If Kallis has a failing it is his lack of flair compared to a Richards, Lara or Tendulkar. In my view, it is this 'failing' which results in him being under-rated.

Personally, while his record across all formats places him at the summit of the current generation of players, it is his team-first approach which is his greatest attribute.

Posted by frankc1974 on (January 8, 2014, 21:58 GMT)

Jacque Kallis is the greatest cricketer of this generation. I place him above Ponting, Tendulkar, Lara on the basis of his career overall. What a magnificent player and ambassador for the game - his record speaks for itself.

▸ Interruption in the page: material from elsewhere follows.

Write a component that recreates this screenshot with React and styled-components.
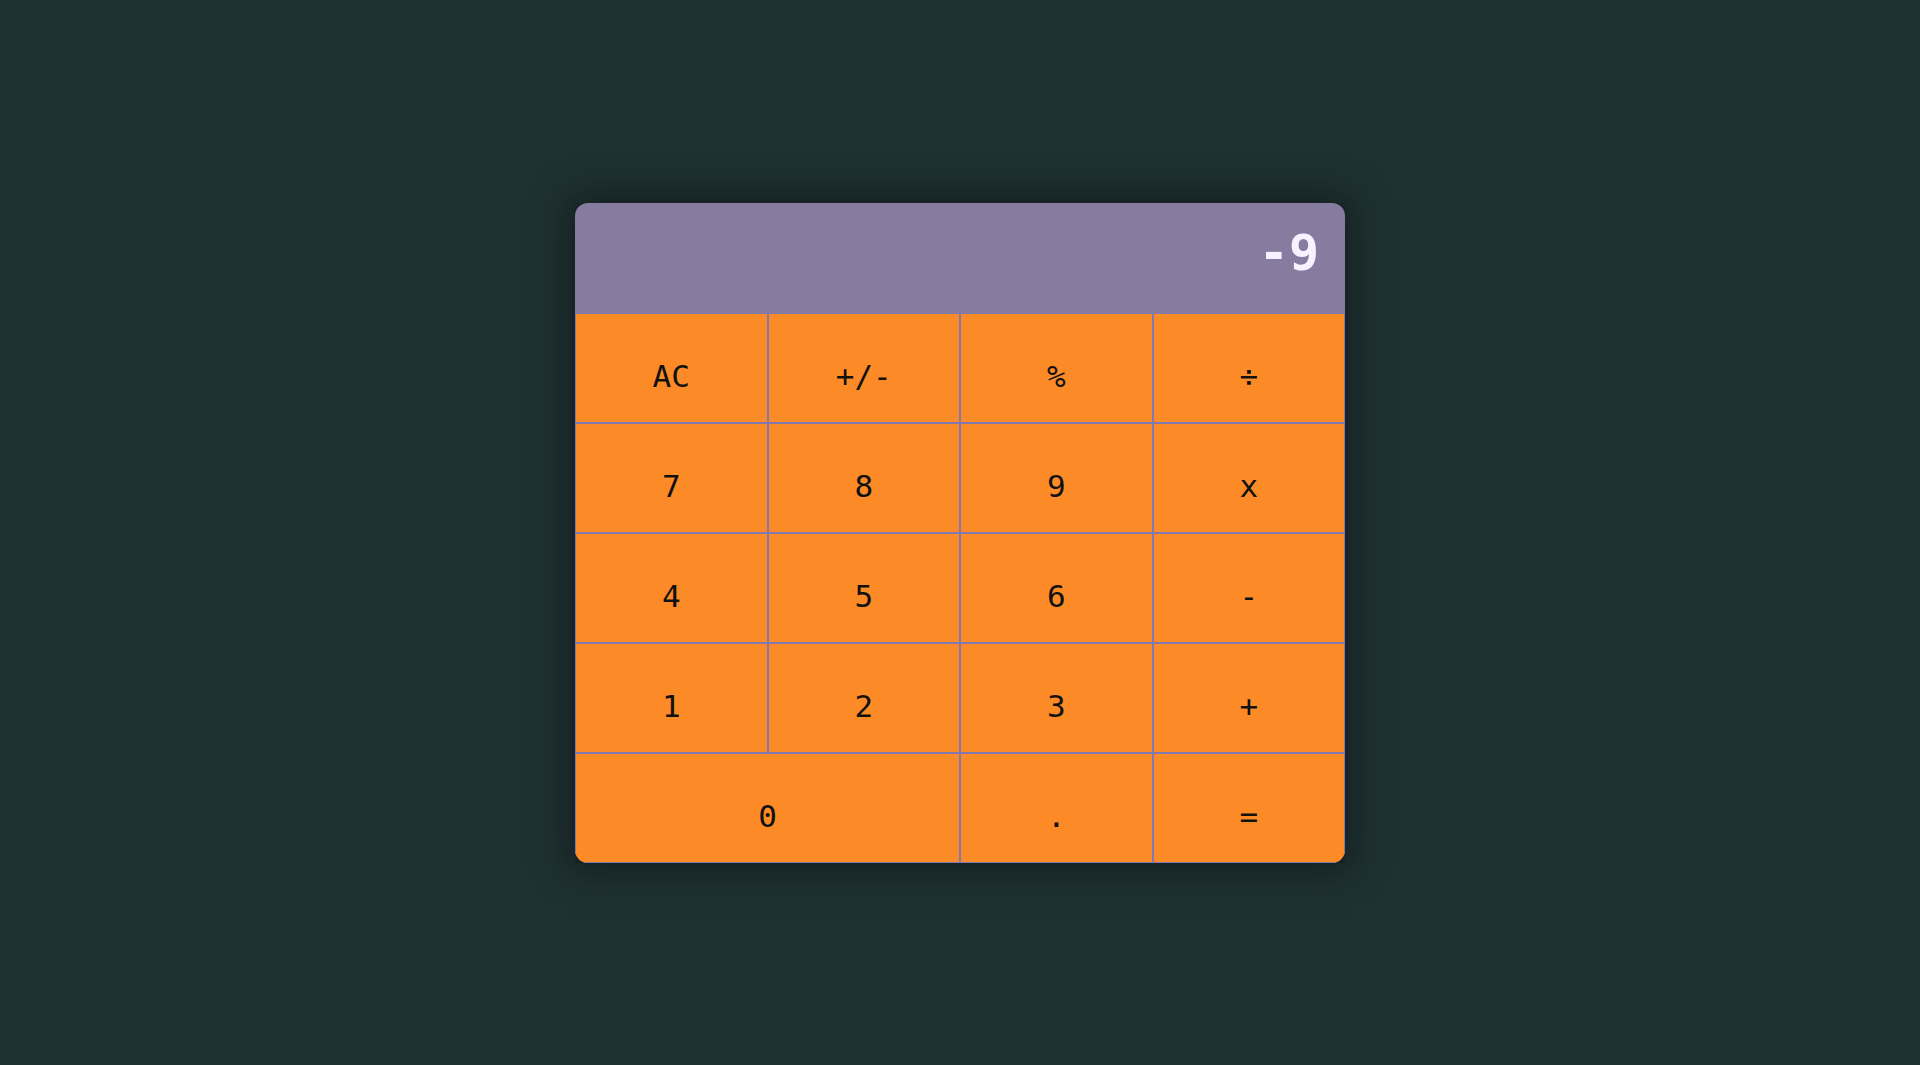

Posted by rsafant on (January 8, 2014, 21:35 GMT)

I've watched Kallis since the 90s and I always felt he was underrated as an attacking player. He could play any stroke in the book, including aerial shots that looked pleasing (not just T20 style baseball hitting). Somehow he got pegged as an accumulator, especially since he liked to score big in a relatively risk-free manner. There's too much type-casting going on in cricket, especially from commentators. I consider Kallis way more attacking than Dravid for instance. In terms of bowling, does anyone remember his fast outswing bowling from late 90s? He could bowl mid to high 130s with great outswing shape and take wickets. After he switched to a more economical bowling action, he started to look more like a containing bowler. Otherwise he could easily have more wickets in my opinion. Kallis was a complete player, and at least he has the statistics to his name, if not the stardom.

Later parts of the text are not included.